Turn 12 and the Danes piled up on the coast ready to invade. The Welsh made another foray against the Saxons, but this time came with more strength. Two Welsh in Hwicce and three in March killed or drove Saxons back. The hungry Brigantes went into Cumbria, with a kill on each side, the Angles retired to better defend Lothian. The Picts continued to chase the Scots, going into Dalriada, but they were soundly defeated by one brave Scotsman. The Norse continued the Caledonian pogrom, killing the last of them in the Hebrides while still losing none. The north end of the island was looking extremely Red. There was a pause then as the Danes considered what to do. England looked like a menacing place to attack. A large stack of Danes went into Suffolk, wiping out a stack of three Saxons, but being hit twice in return. Otherwise, there was a march through the empty center of England and then finishing up with a march to the north. The Danish brothers ended up heading into the Pennines and Bernicia. The Danish dice were hot in Bernicia as they slaughtered the Angles, but then the Danes were in turn killed by the Brigantes in the Pennines. Aiming for King after the Danish invasion, the Saxons built their first Burh and spread out to cover all of southern England, kicking everyone else out. The Angles followed up by going after the Brigantes in Galloway and Pennines. While they were successful in Pennines, they failed in Galloway. The Saxons then easily claimed the kingship.

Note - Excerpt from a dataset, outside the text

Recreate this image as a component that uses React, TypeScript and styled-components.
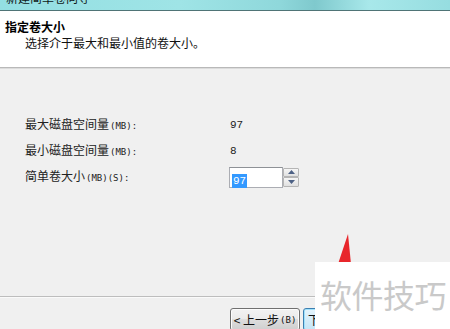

Turn 13 opened with an interesting turn in the Scot-Pict dance. The Picts boldly forayed two from Skye into Caithness to fight two Norsemen. They were swiftly defeated. The Norsemen continued their, apparently unstoppable, rolling of sixes by taking Skye from the Scots. The Dubliners came on to an empty board. They decided that they should thus spend a few moments killing some Saxons before taking their triumphant march to York. Two Saxons died in North Mercia at the hands of five Dubliners and Olaf Guthfrithsson. The Danes then went north, pushing the Angles out of Lothian and the Dubliners out of Cumbria. The Saxons also headed north, taking seven troops led by Edgar against Olaf in York and two more into March to kill more Dubliners. The Dubliners were reduced to a shadow with two armies and Olaf in Cheshire. With the Angle turn, the Brigantes were ushered out of the world. The Saxons were, of course, crowned King. At this point, Red’s total stood at 215, Green at 170, Yellow at 164 and Blue at 141.
Turn 14 went along swiftly with sniping by the Welsh at the Saxons and the Norse continuing to plow through the North, taking Moray from the Picts. The Dubliners re-established themselves with their new recruits in Cumbria. Cnut had no chance of being king, but decided to take out some Saxons anyway. He did take out a couple of them but the Danes, after the removals, were reduced to one lone settler sitting in Lindsey. The Saxons took four into Pennines to block the Angle move south, incidentally providing a capability to hit the Norwegians. Meanwhile the Saxons spread out their troops to the south. The Saxons claimed the Kingship again.
Turn 15 and the Normans and Norwegians appeared on the English shore. The Welsh dove back into their hills, hoping to avoid notice by the invaders. The Dubliners took exception to the Saxons in the Pennines and sent three men into the Pennines to soften up the Saxons for the Norwegians. The, rather suicidal, Dubliners did manage to take out two Saxons before withering away before the entrenched and superior force. The Norwegians came on unopposed except for one inconvenient Angle in Bernicia who swiftly ran away. The Norwegians touched their points and headed up into the Pennines to rout the last of the Saxons there. The Normans had far different invasion prospects. They faced a shield wall of Saxons stacked three deep along the shore. The Normans did manage to clear the Saxons off the shore, but only managed to claim Avalon, Sussex, Wessex, Essex and Kent and were much reduced.
Turn 16 promised to be swift. The Welsh stepped out into the empty Avalon and Wessex. They also challenged the Norwegians for Cheshire and March. They only took March, but the battle emptied Cheshire. The Norse bid for more territory, taking out the last Scot in Dalriada but not managing to take Mar after a long, drawn out dice battle. The Danes decided that Lindsey was the right place for Svein to settle and left some timid settlers hoping to be unnoticed in Norfolk and Suffolk. The Norwegians sallied their boats to the south and went after William in Kent. William managed to duck away to Essex, only to be killed by Harold soon after. The Angles now raced their armies from the north and ended up with six territories stretching from Lothian to North Mercia. The final scores were 263 Red, 205 Green, 200 Yellow, and 193 Blue.
My thanks to everyone for another great tournament and I hope to see all of you playing again next year in Seven Springs!